Challenge
Collect all the lines that mention the word "this".

━━━━━━

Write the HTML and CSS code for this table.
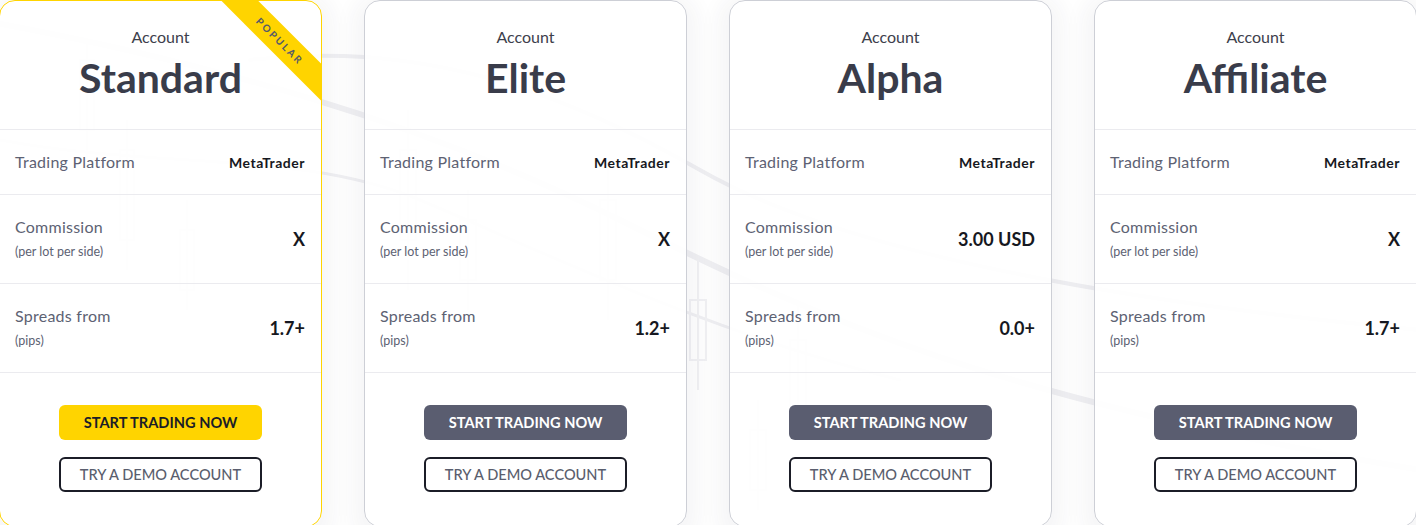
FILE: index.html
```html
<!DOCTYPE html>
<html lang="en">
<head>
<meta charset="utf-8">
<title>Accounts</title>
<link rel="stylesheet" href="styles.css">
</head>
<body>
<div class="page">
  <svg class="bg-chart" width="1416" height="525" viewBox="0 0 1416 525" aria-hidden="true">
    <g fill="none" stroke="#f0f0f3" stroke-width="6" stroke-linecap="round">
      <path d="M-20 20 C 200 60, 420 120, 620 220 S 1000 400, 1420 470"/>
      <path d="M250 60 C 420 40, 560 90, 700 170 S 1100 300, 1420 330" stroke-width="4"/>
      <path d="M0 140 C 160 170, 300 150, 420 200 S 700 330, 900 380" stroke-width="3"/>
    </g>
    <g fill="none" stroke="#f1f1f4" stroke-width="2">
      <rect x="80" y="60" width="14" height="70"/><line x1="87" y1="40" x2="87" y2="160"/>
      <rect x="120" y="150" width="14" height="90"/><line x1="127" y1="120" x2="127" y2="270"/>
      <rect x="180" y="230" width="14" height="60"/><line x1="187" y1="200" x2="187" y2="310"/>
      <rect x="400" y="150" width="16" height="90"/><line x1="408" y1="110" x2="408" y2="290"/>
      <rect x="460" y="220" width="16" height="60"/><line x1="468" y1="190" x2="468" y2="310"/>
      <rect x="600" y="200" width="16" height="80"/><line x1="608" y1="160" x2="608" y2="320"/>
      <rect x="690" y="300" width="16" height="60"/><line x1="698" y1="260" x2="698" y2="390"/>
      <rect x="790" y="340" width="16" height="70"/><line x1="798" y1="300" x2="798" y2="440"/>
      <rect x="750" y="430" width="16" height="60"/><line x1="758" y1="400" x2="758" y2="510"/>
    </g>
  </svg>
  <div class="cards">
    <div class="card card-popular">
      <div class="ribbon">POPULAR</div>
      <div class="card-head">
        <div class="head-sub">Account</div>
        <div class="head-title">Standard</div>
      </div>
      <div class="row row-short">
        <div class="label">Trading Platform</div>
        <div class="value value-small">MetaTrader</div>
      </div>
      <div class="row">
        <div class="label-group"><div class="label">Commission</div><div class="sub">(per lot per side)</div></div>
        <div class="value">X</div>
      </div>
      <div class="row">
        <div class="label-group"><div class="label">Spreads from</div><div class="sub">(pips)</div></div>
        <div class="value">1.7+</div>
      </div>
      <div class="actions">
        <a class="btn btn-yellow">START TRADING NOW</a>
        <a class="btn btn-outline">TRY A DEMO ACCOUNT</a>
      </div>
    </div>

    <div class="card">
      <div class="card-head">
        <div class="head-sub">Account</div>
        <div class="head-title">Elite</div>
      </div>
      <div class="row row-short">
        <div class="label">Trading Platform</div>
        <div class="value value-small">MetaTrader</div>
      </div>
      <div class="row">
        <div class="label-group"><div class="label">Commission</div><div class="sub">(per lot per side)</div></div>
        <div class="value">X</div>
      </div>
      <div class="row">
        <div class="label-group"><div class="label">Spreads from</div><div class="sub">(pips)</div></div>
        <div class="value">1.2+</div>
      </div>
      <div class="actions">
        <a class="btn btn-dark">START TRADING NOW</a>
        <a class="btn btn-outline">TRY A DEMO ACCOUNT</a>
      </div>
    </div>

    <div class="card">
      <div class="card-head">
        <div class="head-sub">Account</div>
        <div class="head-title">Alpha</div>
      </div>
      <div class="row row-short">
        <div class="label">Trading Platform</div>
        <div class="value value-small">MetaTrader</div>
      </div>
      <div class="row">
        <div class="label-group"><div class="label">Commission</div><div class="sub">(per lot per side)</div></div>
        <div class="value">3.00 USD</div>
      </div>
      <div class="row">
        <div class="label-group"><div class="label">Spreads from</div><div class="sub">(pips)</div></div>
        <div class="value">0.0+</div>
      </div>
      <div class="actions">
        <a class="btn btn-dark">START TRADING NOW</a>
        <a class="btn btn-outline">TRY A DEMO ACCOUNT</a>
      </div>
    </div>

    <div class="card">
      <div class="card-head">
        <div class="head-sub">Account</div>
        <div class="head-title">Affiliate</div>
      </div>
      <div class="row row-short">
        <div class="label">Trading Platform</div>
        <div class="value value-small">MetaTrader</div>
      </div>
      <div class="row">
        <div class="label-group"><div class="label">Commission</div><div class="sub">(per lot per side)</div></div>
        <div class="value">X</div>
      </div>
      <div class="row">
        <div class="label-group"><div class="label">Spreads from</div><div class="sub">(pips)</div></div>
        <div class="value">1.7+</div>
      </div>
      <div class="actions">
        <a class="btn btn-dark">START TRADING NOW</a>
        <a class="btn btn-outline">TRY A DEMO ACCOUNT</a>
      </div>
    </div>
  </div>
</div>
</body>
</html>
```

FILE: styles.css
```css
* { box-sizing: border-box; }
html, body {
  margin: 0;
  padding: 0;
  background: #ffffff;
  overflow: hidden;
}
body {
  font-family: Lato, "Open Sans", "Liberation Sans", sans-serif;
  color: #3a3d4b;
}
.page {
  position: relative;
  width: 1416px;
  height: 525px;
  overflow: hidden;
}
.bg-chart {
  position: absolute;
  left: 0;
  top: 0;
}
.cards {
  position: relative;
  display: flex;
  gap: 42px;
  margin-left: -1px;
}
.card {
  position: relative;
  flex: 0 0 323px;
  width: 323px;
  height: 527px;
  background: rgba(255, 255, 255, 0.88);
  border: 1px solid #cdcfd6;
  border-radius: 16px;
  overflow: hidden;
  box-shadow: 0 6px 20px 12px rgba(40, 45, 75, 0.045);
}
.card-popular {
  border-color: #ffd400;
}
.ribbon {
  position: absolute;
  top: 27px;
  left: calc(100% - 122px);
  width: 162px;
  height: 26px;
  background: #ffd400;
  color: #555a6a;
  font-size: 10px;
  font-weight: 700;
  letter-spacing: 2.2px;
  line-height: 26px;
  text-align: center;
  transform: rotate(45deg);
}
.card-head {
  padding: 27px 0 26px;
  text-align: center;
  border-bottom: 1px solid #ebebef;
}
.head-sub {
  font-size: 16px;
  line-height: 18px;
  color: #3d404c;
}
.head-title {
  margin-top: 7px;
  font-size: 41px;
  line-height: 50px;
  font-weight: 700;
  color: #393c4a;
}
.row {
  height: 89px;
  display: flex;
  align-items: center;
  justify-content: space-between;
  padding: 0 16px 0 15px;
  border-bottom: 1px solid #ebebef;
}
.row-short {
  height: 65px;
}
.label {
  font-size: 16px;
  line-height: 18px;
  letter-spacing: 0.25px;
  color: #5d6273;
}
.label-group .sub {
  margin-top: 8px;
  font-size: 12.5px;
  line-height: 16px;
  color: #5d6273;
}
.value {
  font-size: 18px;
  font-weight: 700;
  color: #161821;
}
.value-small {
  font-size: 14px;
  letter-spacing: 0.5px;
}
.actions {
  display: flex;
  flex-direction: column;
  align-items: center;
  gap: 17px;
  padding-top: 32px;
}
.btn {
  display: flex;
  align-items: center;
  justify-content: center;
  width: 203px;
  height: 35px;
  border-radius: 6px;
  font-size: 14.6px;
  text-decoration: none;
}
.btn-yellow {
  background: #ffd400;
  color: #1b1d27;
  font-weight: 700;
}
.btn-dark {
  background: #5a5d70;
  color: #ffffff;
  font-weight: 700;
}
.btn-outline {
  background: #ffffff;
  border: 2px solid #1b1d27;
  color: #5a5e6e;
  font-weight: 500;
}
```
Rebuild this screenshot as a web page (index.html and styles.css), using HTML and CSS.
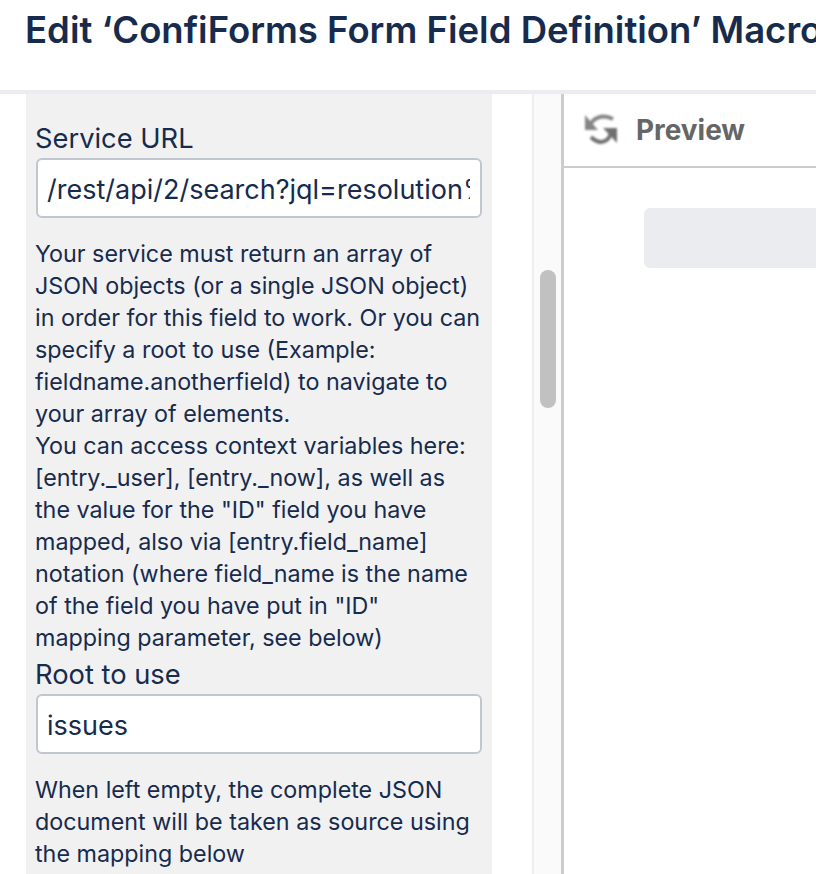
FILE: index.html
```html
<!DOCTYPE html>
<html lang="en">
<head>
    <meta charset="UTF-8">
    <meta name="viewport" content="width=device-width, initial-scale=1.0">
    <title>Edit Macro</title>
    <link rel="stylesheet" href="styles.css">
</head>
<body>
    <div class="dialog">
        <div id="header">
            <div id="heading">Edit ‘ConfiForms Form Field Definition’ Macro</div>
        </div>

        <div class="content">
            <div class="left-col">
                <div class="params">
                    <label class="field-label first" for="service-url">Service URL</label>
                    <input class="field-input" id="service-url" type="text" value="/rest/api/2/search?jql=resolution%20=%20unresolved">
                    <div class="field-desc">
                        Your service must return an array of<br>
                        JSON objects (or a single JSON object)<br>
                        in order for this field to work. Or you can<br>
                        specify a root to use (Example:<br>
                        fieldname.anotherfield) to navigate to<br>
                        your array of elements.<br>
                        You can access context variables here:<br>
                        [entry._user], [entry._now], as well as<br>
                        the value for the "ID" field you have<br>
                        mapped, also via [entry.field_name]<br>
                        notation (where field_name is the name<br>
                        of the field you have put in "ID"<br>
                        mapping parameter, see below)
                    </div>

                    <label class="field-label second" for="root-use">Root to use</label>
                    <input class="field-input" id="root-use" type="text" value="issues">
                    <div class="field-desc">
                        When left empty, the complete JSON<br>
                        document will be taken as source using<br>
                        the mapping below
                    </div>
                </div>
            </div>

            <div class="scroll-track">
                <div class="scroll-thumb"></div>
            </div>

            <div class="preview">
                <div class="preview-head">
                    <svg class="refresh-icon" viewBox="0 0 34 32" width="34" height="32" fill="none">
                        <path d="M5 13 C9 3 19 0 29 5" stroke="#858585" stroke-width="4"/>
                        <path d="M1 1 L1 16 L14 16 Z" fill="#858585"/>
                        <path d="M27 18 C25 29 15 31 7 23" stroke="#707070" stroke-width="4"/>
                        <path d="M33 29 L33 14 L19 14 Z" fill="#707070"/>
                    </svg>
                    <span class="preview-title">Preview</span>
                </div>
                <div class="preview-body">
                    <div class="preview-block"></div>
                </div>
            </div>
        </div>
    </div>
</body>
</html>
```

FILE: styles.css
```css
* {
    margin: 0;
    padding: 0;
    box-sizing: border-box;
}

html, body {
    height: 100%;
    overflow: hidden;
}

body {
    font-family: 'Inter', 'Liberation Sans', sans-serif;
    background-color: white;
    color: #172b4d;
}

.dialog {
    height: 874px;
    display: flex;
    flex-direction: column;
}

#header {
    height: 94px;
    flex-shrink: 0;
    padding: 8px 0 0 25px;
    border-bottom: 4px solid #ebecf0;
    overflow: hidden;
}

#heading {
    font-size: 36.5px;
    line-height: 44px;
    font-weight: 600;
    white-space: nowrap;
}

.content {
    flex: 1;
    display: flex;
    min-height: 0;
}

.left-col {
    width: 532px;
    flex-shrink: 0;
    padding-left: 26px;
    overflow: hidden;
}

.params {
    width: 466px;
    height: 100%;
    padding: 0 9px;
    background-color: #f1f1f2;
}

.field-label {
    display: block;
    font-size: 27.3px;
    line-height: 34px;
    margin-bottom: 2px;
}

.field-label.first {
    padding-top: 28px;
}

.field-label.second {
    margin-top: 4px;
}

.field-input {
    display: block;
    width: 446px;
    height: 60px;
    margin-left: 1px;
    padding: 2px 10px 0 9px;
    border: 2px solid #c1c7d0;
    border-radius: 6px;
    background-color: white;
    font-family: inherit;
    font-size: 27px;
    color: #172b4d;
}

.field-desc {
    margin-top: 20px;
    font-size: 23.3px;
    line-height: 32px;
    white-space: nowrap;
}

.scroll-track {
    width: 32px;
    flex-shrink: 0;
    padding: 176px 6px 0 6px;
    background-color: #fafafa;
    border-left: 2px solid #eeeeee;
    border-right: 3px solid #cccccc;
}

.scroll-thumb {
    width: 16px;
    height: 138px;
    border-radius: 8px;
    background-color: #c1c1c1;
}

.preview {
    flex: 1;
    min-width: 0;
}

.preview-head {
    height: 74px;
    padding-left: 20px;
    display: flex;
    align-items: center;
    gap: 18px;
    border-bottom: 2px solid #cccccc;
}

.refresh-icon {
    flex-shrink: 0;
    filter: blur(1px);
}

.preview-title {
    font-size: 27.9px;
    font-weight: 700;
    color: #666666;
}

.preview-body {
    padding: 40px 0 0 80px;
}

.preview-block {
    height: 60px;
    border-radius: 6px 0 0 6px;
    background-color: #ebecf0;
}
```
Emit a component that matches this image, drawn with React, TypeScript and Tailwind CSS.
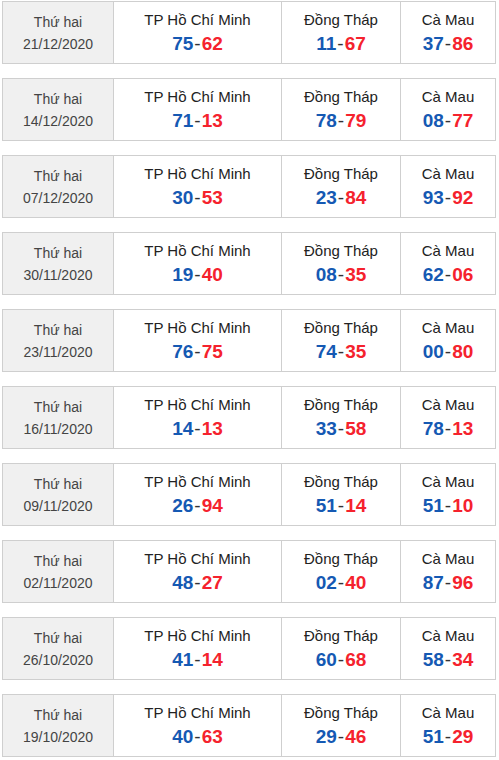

━━━━━━

Problem solution
Write the HTML and CSS code for this table.
Rebuild this screenshot as a web page (index.html and styles.css), using HTML and CSS.
                        in order for this field to work. Or you can<br>
Emit a component that matches this image, drawn with React, TypeScript and Tailwind CSS.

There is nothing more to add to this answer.